*Data excerpt:*
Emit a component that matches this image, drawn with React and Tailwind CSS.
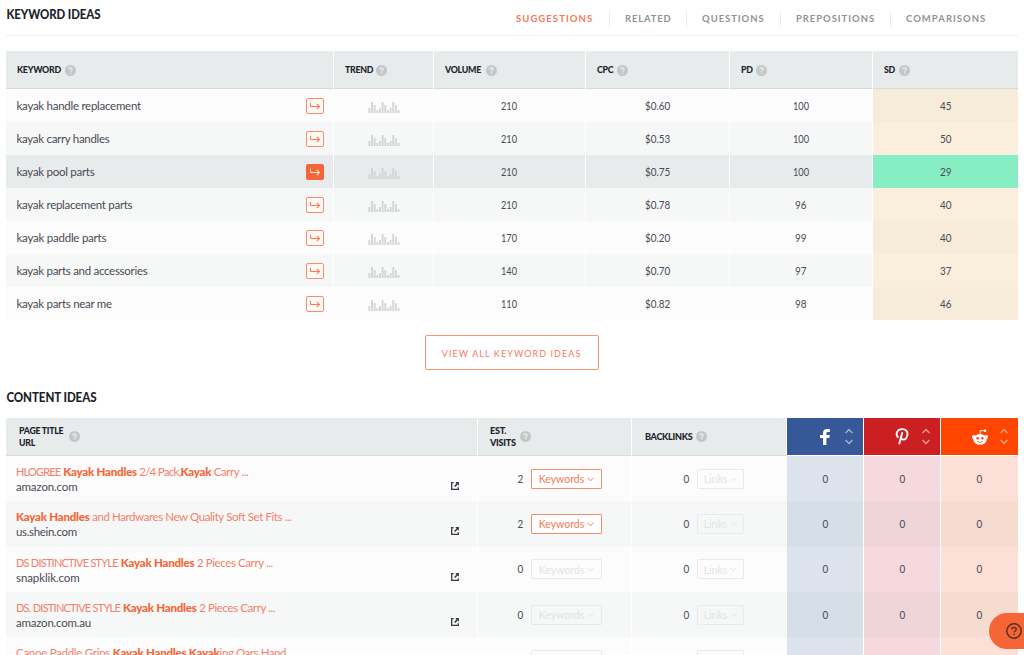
import React from "react";

const keywordRows = [
  { name: "kayak handle replacement", track: "tracking-[-0.27px]", volume: "210", cpc: "$0.60", pd: "100", sd: "45" },
  { name: "kayak carry handles", track: "tracking-[-0.3px]", volume: "210", cpc: "$0.53", pd: "100", sd: "50" },
  { name: "kayak pool parts", track: "tracking-[-0.28px]", volume: "210", cpc: "$0.75", pd: "100", sd: "29", active: true },
  { name: "kayak replacement parts", track: "tracking-[-0.29px]", volume: "210", cpc: "$0.78", pd: "96", sd: "40" },
  { name: "kayak paddle parts", track: "tracking-[-0.24px]", volume: "170", cpc: "$0.20", pd: "99", sd: "40" },
  { name: "kayak parts and accessories", track: "tracking-[-0.29px]", volume: "140", cpc: "$0.70", pd: "97", sd: "37" },
  { name: "kayak parts near me", track: "tracking-[-0.29px]", volume: "110", cpc: "$0.82", pd: "98", sd: "46" },
];

const contentRows = [
  {
    title: <><i className="text-[11px] tracking-[-0.82px]">HLOGREE</i> <b>Kayak Handles</b><i className="tracking-[-0.72px]"> 2/4 Pack,</i><b>Kayak</b><i className="tracking-[-0.45px]"> Carry ...</i></>,
    url: "amazon.com", track: "tracking-[-0.15px]", visits: "2",
  },
  {
    title: <><b>Kayak Handles</b><i className="tracking-[-0.41px]"> and Hardwares New Quality Soft Set Fits ...</i></>,
    url: "us.shein.com", track: "tracking-[-0.33px]", visits: "2",
  },
  {
    title: <><i className="text-[11px] tracking-[-0.78px]">DS DISTINCTIVE STYLE</i> <b>Kayak Handles</b><i className="tracking-[-0.4px]"> 2 Pieces Carry ...</i></>,
    url: "snapklik.com", track: "tracking-[-0.1px]", visits: "0",
  },
  {
    title: <><i className="text-[11px] tracking-[-0.76px]">DS. DISTINCTIVE STYLE</i> <b>Kayak Handles</b><i className="tracking-[-0.4px]"> 2 Pieces Carry ...</i></>,
    url: "amazon.com.au", track: "tracking-[-0.22px]", visits: "0",
  },
  {
    title: <><i className="tracking-[-0.28px]">Canoe Paddle Grips </i><b>Kayak Handles Kayak</b><i className="tracking-[-0.43px]">ing Oars Hand</i></>,
    url: "", track: "", visits: "0",
  },
];

const keywordGrid = "grid grid-cols-[327px_99px_151px_143px_142px_145px] gap-px";
const contentGrid = "grid grid-cols-[471px_153px_154px_76px_76px_77px] gap-px";

function Help({ className = "" }) {
  return (
    <svg viewBox="0 0 11 11" className={`h-[11px] w-[11px] shrink-0 ${className}`}>
      <circle cx="5.5" cy="5.5" r="5.5" fill="#c3c7c8" />
      <path d="M3.8 4.4c0-1 .7-1.6 1.7-1.6s1.7.6 1.7 1.4c0 1.1-1.5 1.1-1.5 2.2" fill="none" stroke="#eef0f0" strokeWidth="1.2" />
      <rect x="5" y="7.3" width="1.3" height="1.3" fill="#eef0f0" />
    </svg>
  );
}

function HeadCell({ label, width }) {
  return (
    <div className="flex items-center gap-1 border-b border-[#d5dadb] bg-[#e7ebec] pl-[10.5px]">
      <span className={`whitespace-nowrap ${width}`}>
        <span className="block origin-left scale-x-[0.88] pb-px text-[10px] font-black leading-3 tracking-[-0.3px] text-[#221f2b]">{label}</span>
      </span>
      <Help className="mt-[2px]" />
    </div>
  );
}

function Num({ children, shift = "pt-px" }) {
  const scale = children.length === 3 ? "scale-x-[0.8]" : "scale-x-[0.86]";
  return <span className={`inline-block text-[11.5px] leading-4 ${shift} ${scale}`}>{children}</span>;
}

function ArrowButton({ active }) {
  return (
    <svg viewBox="0 0 18 16" className="h-4 w-[18px]">
      <rect x=".5" y=".5" width="17" height="15" rx="1.5" fill={active ? "#f66535" : "#fffaf8"} stroke={active ? "#f66535" : "#f88d6b"} />
      <path d="M4.500 4.800v2.700q0 1 1 1h7.700M10.800 5.900l2.600 2.600-2.600 2.600" fill="none" stroke={active ? "#ffe3d8" : "#f67b53"} strokeWidth="1.1" />
    </svg>
  );
}

const barHeights = [5, 11, 8, 3, 5, 11, 8, 3, 5, 11, 8, 3];

function Bars() {
  return (
    <svg viewBox="0 0 32 12" className="mt-[3px] ml-px h-3 w-8">
      {barHeights.map((h, i) => (
        <rect key={i} x={0.4 + i * 2.65} y={12 - h} width="1.9" height={h} fill="#d3d6d6" />
      ))}
    </svg>
  );
}

function External() {
  return (
    <svg viewBox="0 0 8 8" className="h-2 w-2">
      <path d="M2.6.7H.7v6.6h6.6V5.3" fill="none" stroke="#3b3743" strokeWidth="1.3" />
      <path d="M4.3.1h3.6v3.6L6.7 2.5 4.2 5 3.1 3.9l2.4-2.5z" fill="#3b3743" />
    </svg>
  );
}

function Chevron({ className, thickness = "1" }) {
  return (
    <svg viewBox="0 0 7 5" className={className} fill="none" stroke="currentColor" strokeWidth={thickness}>
      <path d="M.5.8l3 3 3-3" />
    </svg>
  );
}

function DropButton({ label, enabled, size }) {
  const tone = enabled
    ? "border-[#f88d6b] bg-white text-[#f67a58]"
    : "border-[#e8ebeb] text-[#e2e5e5]";
  return (
    <button className={`flex h-5 items-center justify-center gap-[3px] rounded-[1px] border pt-px text-[10.5px] leading-none ${size} ${tone}`}>
      {label}
      <Chevron className="h-[5px] w-[7px]" />
    </button>
  );
}

function Sorter() {
  return (
    <div className="flex flex-col gap-[5px] text-white/55">
      <Chevron className="h-[6px] w-2 rotate-180" thickness="1.2" />
      <Chevron className="h-[6px] w-2" thickness="1.2" />
    </div>
  );
}

function Tab({ label, width, active, last }) {
  return (
    <div className={`flex h-4 items-center whitespace-nowrap pl-[15px] text-[9.5px] font-bold leading-none ${width} ${active ? "text-[#f47a5a]" : "text-[#909395]"} ${last ? "" : "border-r border-[#e9ecec]"}`}>
      {label}
    </div>
  );
}

function FacebookMark() {
  return (
    <svg viewBox="0 0 10 16" className="h-4 w-[10px]" fill="#fff">
      <path d="M3 16V9H0V6h3V4c0-2.700 1.600-4 4-4h2.800v2.900H8C6.700 2.900 6.400 3.500 6.400 4.400V6h3.400l-.5 3H6.400v7z" />
    </svg>
  );
}

function PinterestMark() {
  return (
    <svg viewBox="0 0 14 18" className="h-[17px] w-[14px]" fill="none" stroke="#fff" strokeWidth="2" strokeLinecap="round">
      <path d="M2.600 9.600C-.2 6.200 1.800 1.300 7.200 1.200c4.200 0 6.100 2.900 5.500 6-.5 3.100-2.300 5.100-4.500 5-1.500-.1-2.300-1-2.200-2.200" />
      <path d="M7.200 5.300L4.200 16.500" />
    </svg>
  );
}

function RedditMark() {
  return (
    <svg viewBox="0 0 16 16" className="h-4 w-4">
      <path d="M8.200 5.200V2.100q0-.5.500-.5l3.800.1" fill="none" stroke="#fff" />
      <circle cx="13" cy="1.700" r="1.300" fill="#fff" />
      <circle cx="1.900" cy="8" r="1.900" fill="#fff" />
      <circle cx="14.100" cy="8" r="1.900" fill="#fff" />
      <ellipse cx="8" cy="10.400" rx="6.600" ry="5.300" fill="#fff" />
      <circle cx="5.600" cy="9.200" r="1.200" fill="#ff4500" />
      <circle cx="10.400" cy="9.200" r="1.200" fill="#ff4500" />
      <path d="M5.300 12.500q2.700 1.700 5.400 0" fill="none" stroke="#ff4500" strokeWidth=".8" />
    </svg>
  );
}

function Social({ tone, children }) {
  return (
    <div className={`grid h-[37px] grid-cols-[1fr_auto_1fr] items-center ${tone}`}>
      <span />
      {children}
      <div className="flex justify-end pr-[10px]"><Sorter /></div>
    </div>
  );
}

export default function App() {
  return (
    <main className="relative h-[655px] w-[1024px] overflow-hidden bg-white pl-1.5 font-['Lato',sans-serif] text-[#4b4953]">
      <header className="flex h-9 w-[1012px] items-start justify-between border-b border-[#f1f2f2]">
        <h1 className="origin-left scale-x-[0.88] whitespace-nowrap pl-[0.5px] pt-[6px] text-[13px] font-black leading-4 tracking-[-0.1px] text-[#221f2b]">KEYWORD IDEAS</h1>
        <nav className="flex pt-[11px]">
          <Tab label="SUGGESTIONS" width="w-[109px] tracking-[1.07px]" active />
          <Tab label="RELATED" width="w-[77px] tracking-[0.8px]" />
          <Tab label="QUESTIONS" width="w-[94px] tracking-[0.95px]" />
          <Tab label="PREPOSITIONS" width="w-[110px] tracking-[0.94px]" />
          <Tab label="COMPARISONS" width="w-[127px] tracking-[1.02px]" last />
        </nav>
      </header>

      <section className="mt-[15px] w-[1012px]">
        <div className={`h-[38px] ${keywordGrid}`}>
          <HeadCell label="KEYWORD" width="w-[44px]" />
          <HeadCell label="TREND" width="w-[27px]" />
          <HeadCell label="VOLUME" width="w-[37px]" />
          <HeadCell label="CPC" width="w-[16px]" />
          <HeadCell label="PD" width="w-[11px]" />
          <HeadCell label="SD" width="w-[11px]" />
        </div>
        {keywordRows.map((row, i) => {
          const bg = row.active ? "bg-[#e7ebec]" : i % 2 ? "bg-[#f6f8f8]" : "bg-[#fcfcfc]";
          const sdBg = row.active ? "bg-[#87eec4]" : i % 2 ? "bg-[#faeedc]" : "bg-[#f7ebd9]";
          const cell = `flex items-center justify-center ${bg}`;
          return (
            <div key={row.name} className={`h-[33px] ${keywordGrid}`}>
              <div className={`flex items-center justify-between pl-[10.5px] pr-[9px] ${bg}`}>
                <span className={`whitespace-nowrap text-[11.5px] ${row.track}`}>{row.name}</span>
                <ArrowButton active={row.active} />
              </div>
              <div className={cell}><Bars /></div>
              <div className={cell}><Num>{row.volume}</Num></div>
              <div className={cell}><Num>{row.cpc}</Num></div>
              <div className={cell}><Num>{row.pd}</Num></div>
              <div className={`flex items-center justify-center ${sdBg}`}><Num>{row.sd}</Num></div>
            </div>
          );
        })}
      </section>

      <div className="flex w-[1012px] justify-center pt-[15px]">
        <button className="flex h-[35px] w-[174px] items-center justify-center rounded-[2px] border border-[#f79473] text-[#f47a66]">
          <span className="inline-block scale-x-[0.9] whitespace-nowrap pt-px text-[10px] tracking-[1.2px]">VIEW ALL KEYWORD IDEAS</span>
        </button>
      </div>

      <h2 className="mt-[20px] w-fit origin-left scale-x-[0.89] pl-[0.5px] text-[13px] font-black leading-[15px] tracking-[-0.1px] text-[#221f2b]">CONTENT IDEAS</h2>

      <section className="mt-[13px] w-[1012px]">
        <div className={`h-[38px] ${contentGrid} whitespace-nowrap text-[9.5px] font-black leading-3 tracking-[-0.3px] text-[#221f2b]`}>
          <div className="flex items-center gap-[6px] border-b border-[#d5dadb] bg-[#e7ebec] pl-[13px]">
            <span className="w-[44px]"><span className="block origin-left scale-x-[0.92]">PAGE TITLE<br />URL</span></span><Help />
          </div>
          <div className="flex items-center gap-1 border-b border-[#d5dadb] bg-[#e7ebec] pl-3">
            <span className="w-[26px]"><span className="block origin-left scale-x-[0.96]">EST.<br />VISITS</span></span><Help />
          </div>
          <div className="flex items-center gap-1 border-b border-[#d5dadb] bg-[#e7ebec] pl-[13px]">
            <span className="w-[47px]"><span className="block origin-left scale-x-[0.95]">BACKLINKS</span></span><Help />
          </div>
          <Social tone="bg-[#365899]"><FacebookMark /></Social>
          <Social tone="bg-[#cb1f22]"><PinterestMark /></Social>
          <Social tone="bg-[#ff4500]"><RedditMark /></Social>
        </div>
        {contentRows.map((row, i) => {
          const odd = i % 2 === 1;
          const bg = odd ? "bg-[#f6f8f8]" : "bg-[#fcfcfc]";
          return (
            <div key={i} className={`h-[45.33px] ${contentGrid}`}>
              <div className={`flex items-start justify-between pl-2.5 pr-[18px] pt-2 ${bg}`}>
                <div className="whitespace-nowrap text-[11.5px] leading-[15px]">
                  <div className="h-[15px] whitespace-pre text-[#f3806a] [&_b]:font-black [&_b]:tracking-[-0.22px] [&_b]:text-[#f66535] [&_i]:not-italic">{row.title}</div>
                  <div className={row.track}>{row.url}</div>
                </div>
                <div className="pt-[18px]"><External /></div>
              </div>
              <div className={`flex items-center pl-[39px] ${bg}`}>
                <span className="flex w-[14px]"><Num shift="pt-0">{row.visits}</Num></span>
                <DropButton label="Keywords" enabled={row.visits === "2"} size="w-[71px]" />
              </div>
              <div className={`flex items-center pl-[51px] ${bg}`}>
                <span className="flex w-[14px]"><Num shift="pt-0">0</Num></span>
                <DropButton label="Links" size="w-[47px]" />
              </div>
              <div className={`flex items-center justify-center ${odd ? "bg-[#d6dee8]" : "bg-[#dce3ed]"}`}><Num shift="pt-0">0</Num></div>
              <div className={`flex items-center justify-center ${odd ? "bg-[#f0d5d8]" : "bg-[#f5d9dd]"}`}><Num shift="pt-0">0</Num></div>
              <div className={`flex items-center justify-center ${odd ? "bg-[#f6dbd0]" : "bg-[#fce0d8]"}`}><Num shift="pt-0">0</Num></div>
            </div>
          );
        })}
      </section>

      <button className="absolute left-[989px] top-[613px] flex h-9 w-[54px] items-center rounded-full bg-[#f66535] pl-[17px]">
        <svg viewBox="0 0 16 16" className="h-4 w-4" fill="none" stroke="#582d24">
          <circle cx="8" cy="8" r="7.200" strokeWidth="1.500" />
          <path d="M5.800 6.500c0-1.300.9-2.100 2.200-2.100s2.300.8 2.300 1.900c0 1.500-2.200 1.500-2.200 3.200" strokeWidth="1.400" />
          <path d="M8.100 10.700v1.400" strokeWidth="1.400" />
        </svg>
      </button>
    </main>
  );
}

*The exercise:*
Look at the listing and set down only the lines from its start through the line with "import React from", word for word and without pictures.

*Complete response:*
Emit a component that matches this image, drawn with React and Tailwind CSS.
import React from "react";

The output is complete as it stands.